**SET PROBLEM**: Collect every line in the records below that contains the word "React".

**DATA PROVIDED**:
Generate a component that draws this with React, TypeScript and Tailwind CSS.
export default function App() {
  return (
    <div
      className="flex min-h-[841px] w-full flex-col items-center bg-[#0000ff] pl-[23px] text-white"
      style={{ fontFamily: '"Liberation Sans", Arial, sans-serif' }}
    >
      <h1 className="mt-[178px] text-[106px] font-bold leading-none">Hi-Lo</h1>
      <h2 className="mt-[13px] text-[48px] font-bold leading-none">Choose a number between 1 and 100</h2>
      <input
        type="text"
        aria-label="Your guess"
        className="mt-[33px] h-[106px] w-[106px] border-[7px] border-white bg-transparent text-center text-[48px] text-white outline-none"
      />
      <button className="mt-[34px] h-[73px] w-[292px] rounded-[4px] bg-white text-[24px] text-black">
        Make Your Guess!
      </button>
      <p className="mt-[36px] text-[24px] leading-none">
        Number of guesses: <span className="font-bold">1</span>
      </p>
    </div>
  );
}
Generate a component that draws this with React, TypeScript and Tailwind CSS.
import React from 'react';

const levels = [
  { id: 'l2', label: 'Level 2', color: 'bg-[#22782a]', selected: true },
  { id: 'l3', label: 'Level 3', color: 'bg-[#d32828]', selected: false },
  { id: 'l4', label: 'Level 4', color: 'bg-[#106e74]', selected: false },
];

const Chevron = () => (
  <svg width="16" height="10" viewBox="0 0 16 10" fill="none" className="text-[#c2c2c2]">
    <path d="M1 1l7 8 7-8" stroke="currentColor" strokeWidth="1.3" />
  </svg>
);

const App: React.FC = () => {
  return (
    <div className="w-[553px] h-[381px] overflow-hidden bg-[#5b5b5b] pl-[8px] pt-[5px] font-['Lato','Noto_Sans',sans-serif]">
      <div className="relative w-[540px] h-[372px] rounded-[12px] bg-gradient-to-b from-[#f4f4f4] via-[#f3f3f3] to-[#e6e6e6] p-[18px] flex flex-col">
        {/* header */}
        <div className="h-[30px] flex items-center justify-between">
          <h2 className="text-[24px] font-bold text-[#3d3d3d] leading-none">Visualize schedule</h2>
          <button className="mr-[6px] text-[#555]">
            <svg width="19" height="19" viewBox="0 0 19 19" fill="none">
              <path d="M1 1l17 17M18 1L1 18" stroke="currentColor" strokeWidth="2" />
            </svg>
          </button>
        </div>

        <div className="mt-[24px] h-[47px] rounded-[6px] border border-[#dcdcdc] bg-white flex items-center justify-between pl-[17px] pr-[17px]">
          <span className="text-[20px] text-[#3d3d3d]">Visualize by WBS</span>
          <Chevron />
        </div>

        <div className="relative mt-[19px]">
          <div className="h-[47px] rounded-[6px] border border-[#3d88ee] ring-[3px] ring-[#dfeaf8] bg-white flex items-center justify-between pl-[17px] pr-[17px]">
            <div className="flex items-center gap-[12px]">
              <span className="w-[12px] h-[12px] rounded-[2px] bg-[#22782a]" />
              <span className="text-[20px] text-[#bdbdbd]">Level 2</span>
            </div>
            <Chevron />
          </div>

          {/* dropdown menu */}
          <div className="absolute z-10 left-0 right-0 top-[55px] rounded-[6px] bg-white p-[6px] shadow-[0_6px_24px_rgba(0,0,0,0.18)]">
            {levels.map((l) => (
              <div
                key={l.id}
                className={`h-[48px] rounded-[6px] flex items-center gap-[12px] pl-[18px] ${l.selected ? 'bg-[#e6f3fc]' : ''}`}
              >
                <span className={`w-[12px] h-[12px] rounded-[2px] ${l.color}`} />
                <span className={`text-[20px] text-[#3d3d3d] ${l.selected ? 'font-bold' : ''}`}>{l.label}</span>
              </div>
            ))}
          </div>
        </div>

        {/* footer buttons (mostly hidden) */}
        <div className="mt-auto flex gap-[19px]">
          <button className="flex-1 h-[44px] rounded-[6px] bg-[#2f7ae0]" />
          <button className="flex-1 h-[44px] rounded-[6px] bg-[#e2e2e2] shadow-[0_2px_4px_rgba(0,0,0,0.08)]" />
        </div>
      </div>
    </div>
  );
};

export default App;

...

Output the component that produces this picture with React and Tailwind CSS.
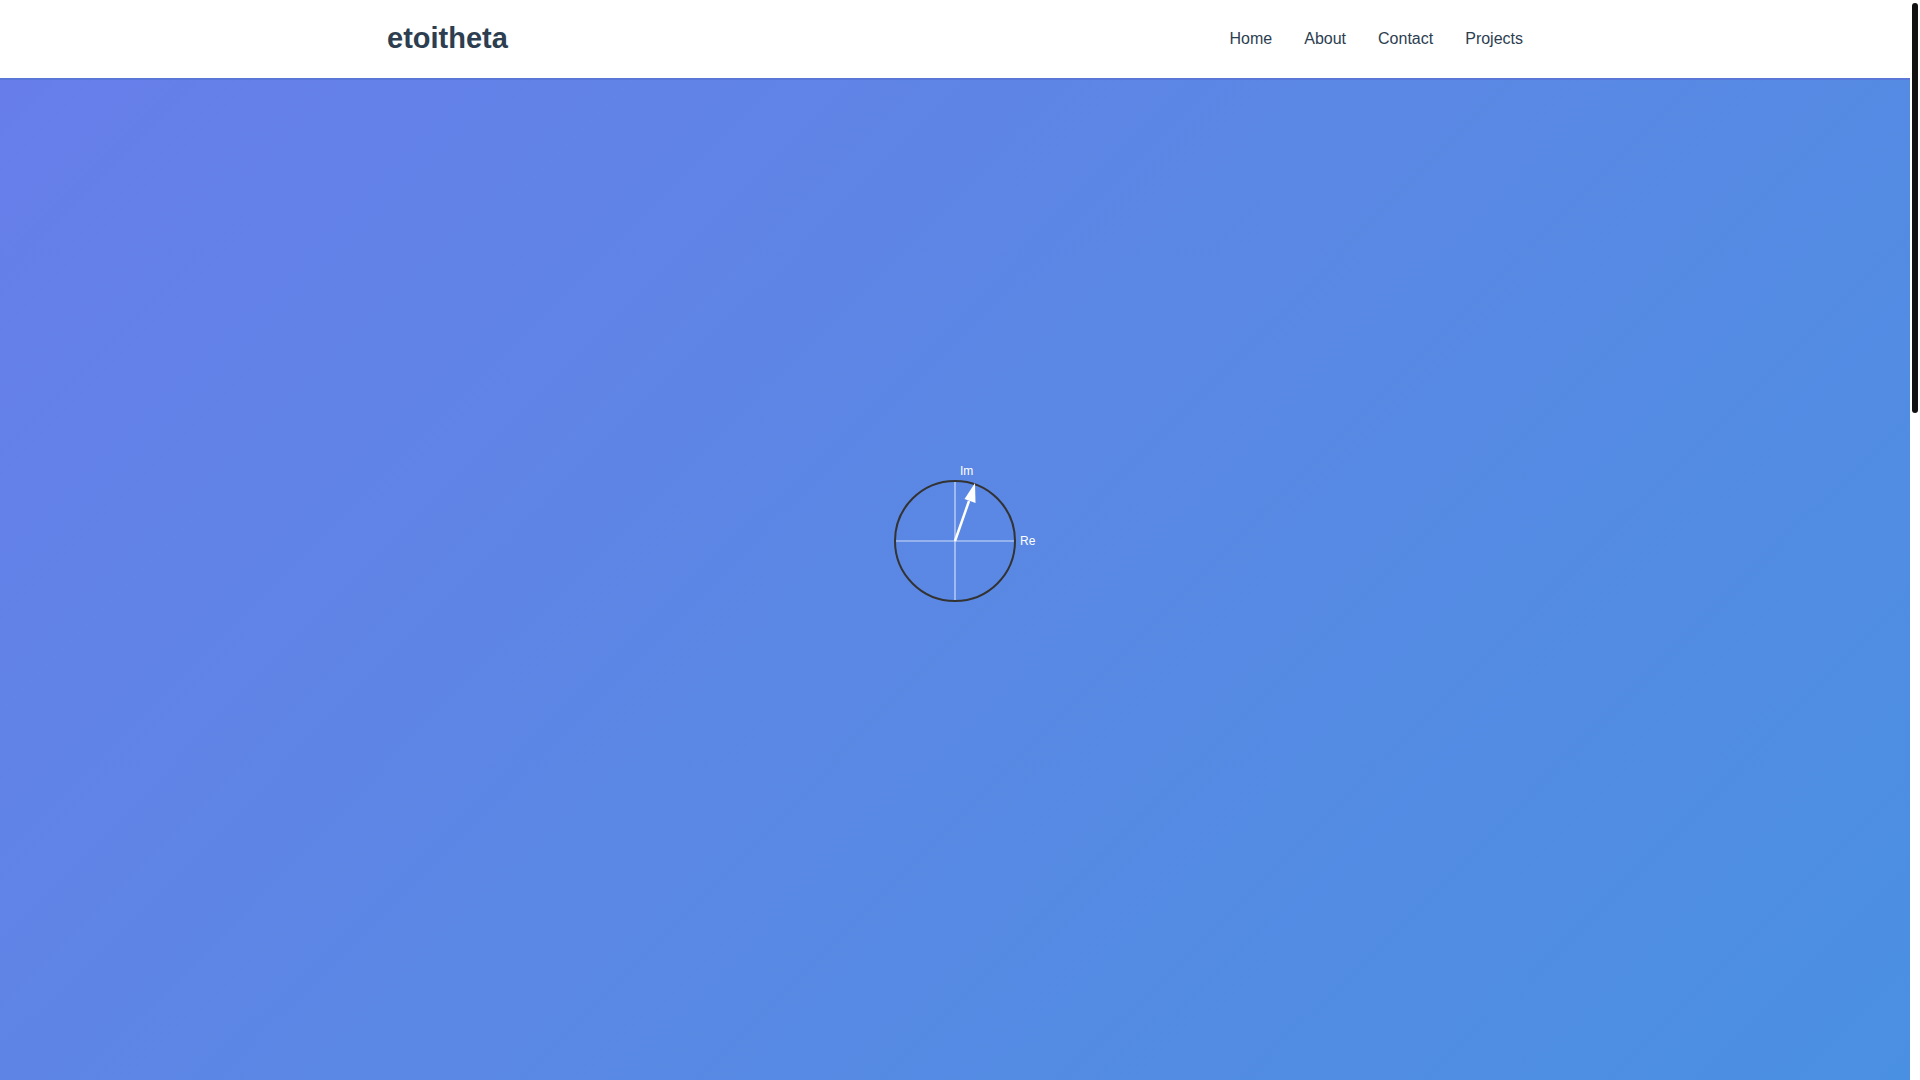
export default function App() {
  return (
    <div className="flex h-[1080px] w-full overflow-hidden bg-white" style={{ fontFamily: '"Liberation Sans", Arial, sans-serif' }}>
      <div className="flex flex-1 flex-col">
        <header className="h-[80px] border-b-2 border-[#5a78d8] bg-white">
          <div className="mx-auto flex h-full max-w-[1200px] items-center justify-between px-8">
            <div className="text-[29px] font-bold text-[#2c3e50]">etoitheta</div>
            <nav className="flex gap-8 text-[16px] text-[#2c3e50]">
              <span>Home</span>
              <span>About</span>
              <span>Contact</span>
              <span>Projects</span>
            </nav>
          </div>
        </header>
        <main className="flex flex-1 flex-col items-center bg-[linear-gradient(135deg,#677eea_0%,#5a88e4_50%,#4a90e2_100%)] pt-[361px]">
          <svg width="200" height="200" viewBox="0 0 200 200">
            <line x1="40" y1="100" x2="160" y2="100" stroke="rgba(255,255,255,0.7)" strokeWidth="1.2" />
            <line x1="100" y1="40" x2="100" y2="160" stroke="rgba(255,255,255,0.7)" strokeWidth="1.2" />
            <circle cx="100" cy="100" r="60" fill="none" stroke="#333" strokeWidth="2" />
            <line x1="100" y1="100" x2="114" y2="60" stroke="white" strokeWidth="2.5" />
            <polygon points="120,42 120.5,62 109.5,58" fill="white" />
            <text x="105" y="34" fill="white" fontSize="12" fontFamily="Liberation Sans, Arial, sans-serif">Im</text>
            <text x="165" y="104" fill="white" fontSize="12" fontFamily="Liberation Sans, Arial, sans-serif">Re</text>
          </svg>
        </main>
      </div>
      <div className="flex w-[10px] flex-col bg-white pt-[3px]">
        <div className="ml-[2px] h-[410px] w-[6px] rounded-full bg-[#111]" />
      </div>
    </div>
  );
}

**PROBLEM SOLUTION**:
Generate a component that draws this with React, TypeScript and Tailwind CSS.
Generate a component that draws this with React, TypeScript and Tailwind CSS.
import React from 'react';
const App: React.FC = () => {
Output the component that produces this picture with React and Tailwind CSS.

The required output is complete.